Quote every line of the data below as it stands, omitting pictures.

--- DATA IN THIS EXERCISE ---
- - -
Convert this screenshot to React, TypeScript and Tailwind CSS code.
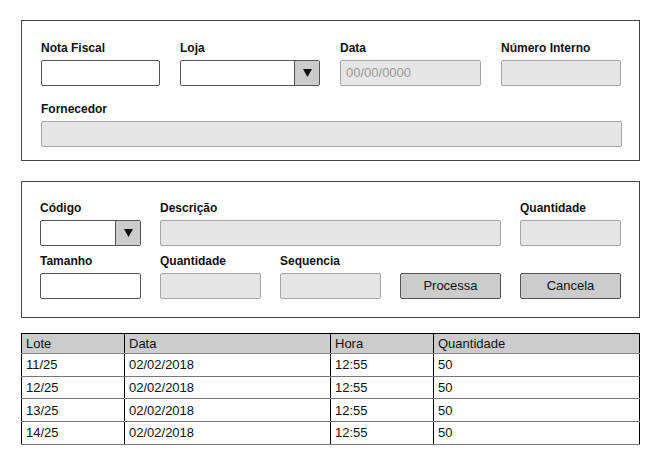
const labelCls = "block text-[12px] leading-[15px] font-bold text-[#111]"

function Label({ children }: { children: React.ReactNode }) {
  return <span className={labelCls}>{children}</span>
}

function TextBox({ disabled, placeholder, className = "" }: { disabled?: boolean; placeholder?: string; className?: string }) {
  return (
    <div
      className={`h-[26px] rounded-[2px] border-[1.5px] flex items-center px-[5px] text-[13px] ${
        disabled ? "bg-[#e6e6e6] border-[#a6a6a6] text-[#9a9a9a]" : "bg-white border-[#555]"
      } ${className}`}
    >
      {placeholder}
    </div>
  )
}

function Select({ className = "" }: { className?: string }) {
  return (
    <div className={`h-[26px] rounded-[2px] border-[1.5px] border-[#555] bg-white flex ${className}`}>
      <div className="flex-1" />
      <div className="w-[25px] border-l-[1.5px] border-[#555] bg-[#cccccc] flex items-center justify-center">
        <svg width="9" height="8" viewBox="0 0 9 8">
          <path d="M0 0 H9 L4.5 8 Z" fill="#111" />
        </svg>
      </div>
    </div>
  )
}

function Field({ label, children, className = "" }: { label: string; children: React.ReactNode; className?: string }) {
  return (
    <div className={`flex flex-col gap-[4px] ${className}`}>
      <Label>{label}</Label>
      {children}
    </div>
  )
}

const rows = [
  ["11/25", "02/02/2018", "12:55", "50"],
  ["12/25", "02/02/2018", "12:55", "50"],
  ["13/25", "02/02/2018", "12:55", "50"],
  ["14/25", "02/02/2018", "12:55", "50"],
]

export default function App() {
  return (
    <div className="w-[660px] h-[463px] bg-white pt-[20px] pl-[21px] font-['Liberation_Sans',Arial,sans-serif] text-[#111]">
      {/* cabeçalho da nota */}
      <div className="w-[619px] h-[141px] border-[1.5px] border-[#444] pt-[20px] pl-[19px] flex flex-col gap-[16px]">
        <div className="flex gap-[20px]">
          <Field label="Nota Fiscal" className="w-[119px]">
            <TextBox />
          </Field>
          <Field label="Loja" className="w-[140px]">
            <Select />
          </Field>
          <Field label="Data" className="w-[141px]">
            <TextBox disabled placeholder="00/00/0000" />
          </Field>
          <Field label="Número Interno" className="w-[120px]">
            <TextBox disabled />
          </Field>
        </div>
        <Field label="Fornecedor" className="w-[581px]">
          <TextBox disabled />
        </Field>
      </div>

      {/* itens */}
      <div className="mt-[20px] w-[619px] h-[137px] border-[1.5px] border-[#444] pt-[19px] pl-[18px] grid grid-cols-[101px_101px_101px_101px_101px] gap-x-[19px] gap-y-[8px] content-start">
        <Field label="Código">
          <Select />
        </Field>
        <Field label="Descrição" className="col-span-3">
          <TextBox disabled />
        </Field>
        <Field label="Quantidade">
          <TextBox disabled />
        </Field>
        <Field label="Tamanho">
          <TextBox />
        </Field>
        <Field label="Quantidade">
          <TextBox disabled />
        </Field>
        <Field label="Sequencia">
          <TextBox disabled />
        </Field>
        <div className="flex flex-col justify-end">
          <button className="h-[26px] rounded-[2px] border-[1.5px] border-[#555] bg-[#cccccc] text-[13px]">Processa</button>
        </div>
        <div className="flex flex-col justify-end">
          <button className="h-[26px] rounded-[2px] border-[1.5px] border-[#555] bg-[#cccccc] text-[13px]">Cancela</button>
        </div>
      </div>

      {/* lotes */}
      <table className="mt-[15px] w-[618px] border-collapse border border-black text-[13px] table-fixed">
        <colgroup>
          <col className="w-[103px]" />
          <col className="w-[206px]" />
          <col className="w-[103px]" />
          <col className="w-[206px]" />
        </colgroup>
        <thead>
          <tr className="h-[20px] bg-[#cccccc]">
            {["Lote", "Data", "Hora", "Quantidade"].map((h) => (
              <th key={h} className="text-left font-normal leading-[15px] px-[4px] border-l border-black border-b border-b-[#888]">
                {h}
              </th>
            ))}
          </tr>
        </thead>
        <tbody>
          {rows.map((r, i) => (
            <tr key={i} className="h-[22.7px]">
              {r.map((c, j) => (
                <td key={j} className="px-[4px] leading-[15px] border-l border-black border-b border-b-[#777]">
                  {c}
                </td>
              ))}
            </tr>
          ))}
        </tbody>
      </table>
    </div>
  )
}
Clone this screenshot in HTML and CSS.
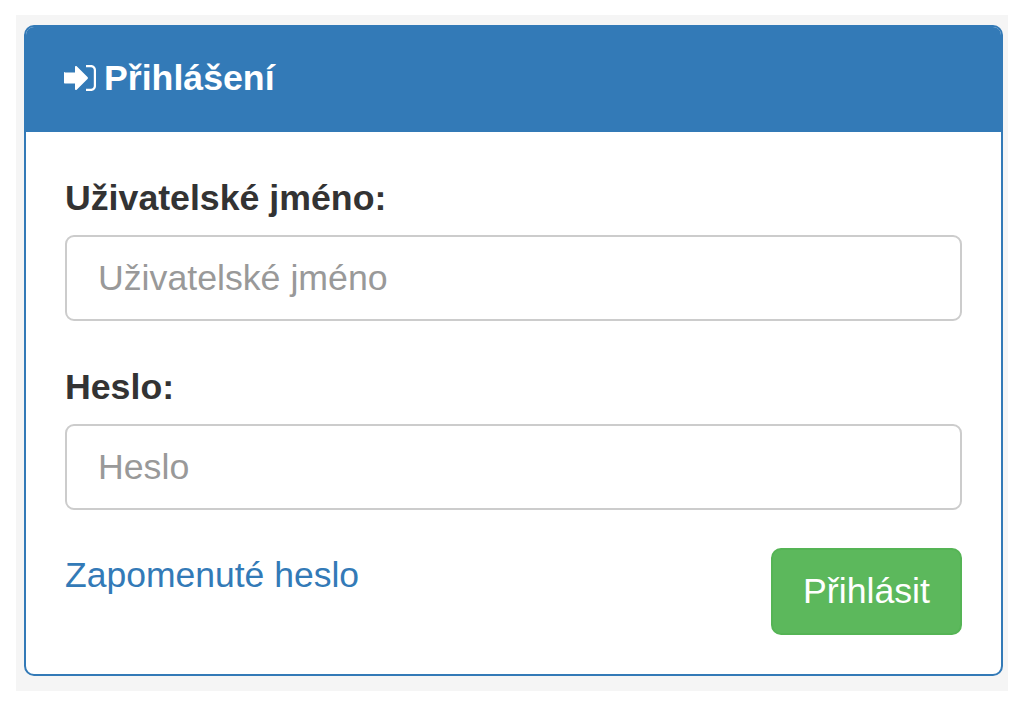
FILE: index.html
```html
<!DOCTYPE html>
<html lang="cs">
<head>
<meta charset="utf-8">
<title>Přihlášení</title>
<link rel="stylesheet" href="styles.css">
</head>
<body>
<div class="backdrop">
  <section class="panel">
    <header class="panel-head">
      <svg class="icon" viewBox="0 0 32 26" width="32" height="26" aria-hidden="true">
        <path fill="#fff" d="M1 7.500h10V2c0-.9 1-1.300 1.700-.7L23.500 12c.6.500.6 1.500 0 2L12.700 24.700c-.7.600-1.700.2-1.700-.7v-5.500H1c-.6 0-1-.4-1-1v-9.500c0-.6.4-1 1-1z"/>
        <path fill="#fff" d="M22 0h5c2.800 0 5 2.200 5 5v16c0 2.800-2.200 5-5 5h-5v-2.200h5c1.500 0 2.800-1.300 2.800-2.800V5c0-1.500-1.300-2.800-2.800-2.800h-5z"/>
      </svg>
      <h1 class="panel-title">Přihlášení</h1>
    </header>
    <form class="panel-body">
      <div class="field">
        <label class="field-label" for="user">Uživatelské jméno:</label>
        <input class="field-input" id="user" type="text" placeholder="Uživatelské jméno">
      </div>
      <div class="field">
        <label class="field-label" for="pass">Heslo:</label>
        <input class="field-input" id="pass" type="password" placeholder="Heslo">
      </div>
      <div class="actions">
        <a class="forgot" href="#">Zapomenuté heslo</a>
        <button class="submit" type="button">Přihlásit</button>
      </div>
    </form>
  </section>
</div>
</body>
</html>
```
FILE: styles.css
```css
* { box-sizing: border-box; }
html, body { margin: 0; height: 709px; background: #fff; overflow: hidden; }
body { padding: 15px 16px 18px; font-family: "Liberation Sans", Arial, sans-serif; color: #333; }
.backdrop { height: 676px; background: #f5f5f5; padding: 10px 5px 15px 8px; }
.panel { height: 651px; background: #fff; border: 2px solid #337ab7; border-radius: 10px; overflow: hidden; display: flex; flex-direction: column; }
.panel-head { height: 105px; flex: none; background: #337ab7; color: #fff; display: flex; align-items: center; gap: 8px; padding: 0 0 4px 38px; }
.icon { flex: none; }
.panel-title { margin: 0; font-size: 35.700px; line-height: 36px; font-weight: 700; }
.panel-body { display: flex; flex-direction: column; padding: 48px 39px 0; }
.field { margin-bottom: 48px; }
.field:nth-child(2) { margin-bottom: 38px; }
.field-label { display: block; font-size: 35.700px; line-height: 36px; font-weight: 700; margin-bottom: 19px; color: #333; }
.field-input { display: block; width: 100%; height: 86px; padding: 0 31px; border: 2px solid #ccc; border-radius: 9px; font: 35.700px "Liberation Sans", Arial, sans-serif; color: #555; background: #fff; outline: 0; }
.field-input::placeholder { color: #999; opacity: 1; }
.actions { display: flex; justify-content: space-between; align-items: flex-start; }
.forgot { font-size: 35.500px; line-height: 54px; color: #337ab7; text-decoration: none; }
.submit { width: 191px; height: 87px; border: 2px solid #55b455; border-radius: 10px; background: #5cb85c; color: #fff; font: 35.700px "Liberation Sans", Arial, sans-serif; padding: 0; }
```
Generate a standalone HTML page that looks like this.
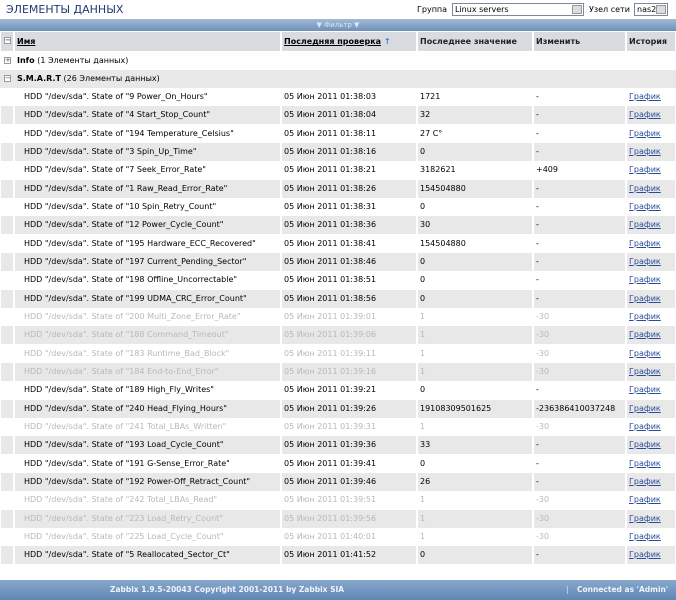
- - -
--- ANSWER ---
Convert this screenshot to React, TypeScript and Tailwind CSS code.
const labelCls = "block text-[12px] leading-[15px] font-bold text-[#111]"

function Label({ children }: { children: React.ReactNode }) {
  return <span className={labelCls}>{children}</span>
}

function TextBox({ disabled, placeholder, className = "" }: { disabled?: boolean; placeholder?: string; className?: string }) {
  return (
    <div
      className={`h-[26px] rounded-[2px] border-[1.5px] flex items-center px-[5px] text-[13px] ${
        disabled ? "bg-[#e6e6e6] border-[#a6a6a6] text-[#9a9a9a]" : "bg-white border-[#555]"
      } ${className}`}
    >
      {placeholder}
    </div>
  )
}

function Select({ className = "" }: { className?: string }) {
  return (
    <div className={`h-[26px] rounded-[2px] border-[1.5px] border-[#555] bg-white flex ${className}`}>
      <div className="flex-1" />
      <div className="w-[25px] border-l-[1.5px] border-[#555] bg-[#cccccc] flex items-center justify-center">
        <svg width="9" height="8" viewBox="0 0 9 8">
          <path d="M0 0 H9 L4.5 8 Z" fill="#111" />
        </svg>
      </div>
    </div>
  )
}

function Field({ label, children, className = "" }: { label: string; children: React.ReactNode; className?: string }) {
  return (
    <div className={`flex flex-col gap-[4px] ${className}`}>
      <Label>{label}</Label>
      {children}
    </div>
  )
}

const rows = [
  ["11/25", "02/02/2018", "12:55", "50"],
  ["12/25", "02/02/2018", "12:55", "50"],
  ["13/25", "02/02/2018", "12:55", "50"],
  ["14/25", "02/02/2018", "12:55", "50"],
]

export default function App() {
  return (
    <div className="w-[660px] h-[463px] bg-white pt-[20px] pl-[21px] font-['Liberation_Sans',Arial,sans-serif] text-[#111]">
      {/* cabeçalho da nota */}
      <div className="w-[619px] h-[141px] border-[1.5px] border-[#444] pt-[20px] pl-[19px] flex flex-col gap-[16px]">
        <div className="flex gap-[20px]">
          <Field label="Nota Fiscal" className="w-[119px]">
            <TextBox />
          </Field>
          <Field label="Loja" className="w-[140px]">
            <Select />
          </Field>
          <Field label="Data" className="w-[141px]">
            <TextBox disabled placeholder="00/00/0000" />
          </Field>
          <Field label="Número Interno" className="w-[120px]">
            <TextBox disabled />
          </Field>
        </div>
        <Field label="Fornecedor" className="w-[581px]">
          <TextBox disabled />
        </Field>
      </div>

      {/* itens */}
      <div className="mt-[20px] w-[619px] h-[137px] border-[1.5px] border-[#444] pt-[19px] pl-[18px] grid grid-cols-[101px_101px_101px_101px_101px] gap-x-[19px] gap-y-[8px] content-start">
        <Field label="Código">
          <Select />
        </Field>
        <Field label="Descrição" className="col-span-3">
          <TextBox disabled />
        </Field>
        <Field label="Quantidade">
          <TextBox disabled />
        </Field>
        <Field label="Tamanho">
          <TextBox />
        </Field>
        <Field label="Quantidade">
          <TextBox disabled />
        </Field>
        <Field label="Sequencia">
          <TextBox disabled />
        </Field>
        <div className="flex flex-col justify-end">
          <button className="h-[26px] rounded-[2px] border-[1.5px] border-[#555] bg-[#cccccc] text-[13px]">Processa</button>
        </div>
        <div className="flex flex-col justify-end">
          <button className="h-[26px] rounded-[2px] border-[1.5px] border-[#555] bg-[#cccccc] text-[13px]">Cancela</button>
        </div>
      </div>

      {/* lotes */}
      <table className="mt-[15px] w-[618px] border-collapse border border-black text-[13px] table-fixed">
        <colgroup>
          <col className="w-[103px]" />
          <col className="w-[206px]" />
          <col className="w-[103px]" />
          <col className="w-[206px]" />
        </colgroup>
        <thead>
          <tr className="h-[20px] bg-[#cccccc]">
            {["Lote", "Data", "Hora", "Quantidade"].map((h) => (
              <th key={h} className="text-left font-normal leading-[15px] px-[4px] border-l border-black border-b border-b-[#888]">
                {h}
              </th>
            ))}
          </tr>
        </thead>
        <tbody>
          {rows.map((r, i) => (
            <tr key={i} className="h-[22.7px]">
              {r.map((c, j) => (
                <td key={j} className="px-[4px] leading-[15px] border-l border-black border-b border-b-[#777]">
                  {c}
                </td>
              ))}
            </tr>
          ))}
        </tbody>
      </table>
    </div>
  )
}
Clone this screenshot in HTML and CSS.
FILE: index.html
```html
<!DOCTYPE html>
<html lang="cs">
<head>
<meta charset="utf-8">
<title>Přihlášení</title>
<link rel="stylesheet" href="styles.css">
</head>
<body>
<div class="backdrop">
  <section class="panel">
    <header class="panel-head">
      <svg class="icon" viewBox="0 0 32 26" width="32" height="26" aria-hidden="true">
        <path fill="#fff" d="M1 7.500h10V2c0-.9 1-1.300 1.700-.7L23.500 12c.6.500.6 1.500 0 2L12.700 24.700c-.7.600-1.700.2-1.700-.7v-5.500H1c-.6 0-1-.4-1-1v-9.500c0-.6.4-1 1-1z"/>
        <path fill="#fff" d="M22 0h5c2.800 0 5 2.200 5 5v16c0 2.800-2.200 5-5 5h-5v-2.200h5c1.500 0 2.800-1.300 2.800-2.800V5c0-1.500-1.300-2.800-2.800-2.800h-5z"/>
      </svg>
      <h1 class="panel-title">Přihlášení</h1>
    </header>
    <form class="panel-body">
      <div class="field">
        <label class="field-label" for="user">Uživatelské jméno:</label>
        <input class="field-input" id="user" type="text" placeholder="Uživatelské jméno">
      </div>
      <div class="field">
        <label class="field-label" for="pass">Heslo:</label>
        <input class="field-input" id="pass" type="password" placeholder="Heslo">
      </div>
      <div class="actions">
        <a class="forgot" href="#">Zapomenuté heslo</a>
        <button class="submit" type="button">Přihlásit</button>
      </div>
    </form>
  </section>
</div>
</body>
</html>
```
FILE: styles.css
```css
* { box-sizing: border-box; }
html, body { margin: 0; height: 709px; background: #fff; overflow: hidden; }
body { padding: 15px 16px 18px; font-family: "Liberation Sans", Arial, sans-serif; color: #333; }
.backdrop { height: 676px; background: #f5f5f5; padding: 10px 5px 15px 8px; }
.panel { height: 651px; background: #fff; border: 2px solid #337ab7; border-radius: 10px; overflow: hidden; display: flex; flex-direction: column; }
.panel-head { height: 105px; flex: none; background: #337ab7; color: #fff; display: flex; align-items: center; gap: 8px; padding: 0 0 4px 38px; }
.icon { flex: none; }
.panel-title { margin: 0; font-size: 35.700px; line-height: 36px; font-weight: 700; }
.panel-body { display: flex; flex-direction: column; padding: 48px 39px 0; }
.field { margin-bottom: 48px; }
.field:nth-child(2) { margin-bottom: 38px; }
.field-label { display: block; font-size: 35.700px; line-height: 36px; font-weight: 700; margin-bottom: 19px; color: #333; }
.field-input { display: block; width: 100%; height: 86px; padding: 0 31px; border: 2px solid #ccc; border-radius: 9px; font: 35.700px "Liberation Sans", Arial, sans-serif; color: #555; background: #fff; outline: 0; }
.field-input::placeholder { color: #999; opacity: 1; }
.actions { display: flex; justify-content: space-between; align-items: flex-start; }
.forgot { font-size: 35.500px; line-height: 54px; color: #337ab7; text-decoration: none; }
.submit { width: 191px; height: 87px; border: 2px solid #55b455; border-radius: 10px; background: #5cb85c; color: #fff; font: 35.700px "Liberation Sans", Arial, sans-serif; padding: 0; }
```
Generate a standalone HTML page that looks like this.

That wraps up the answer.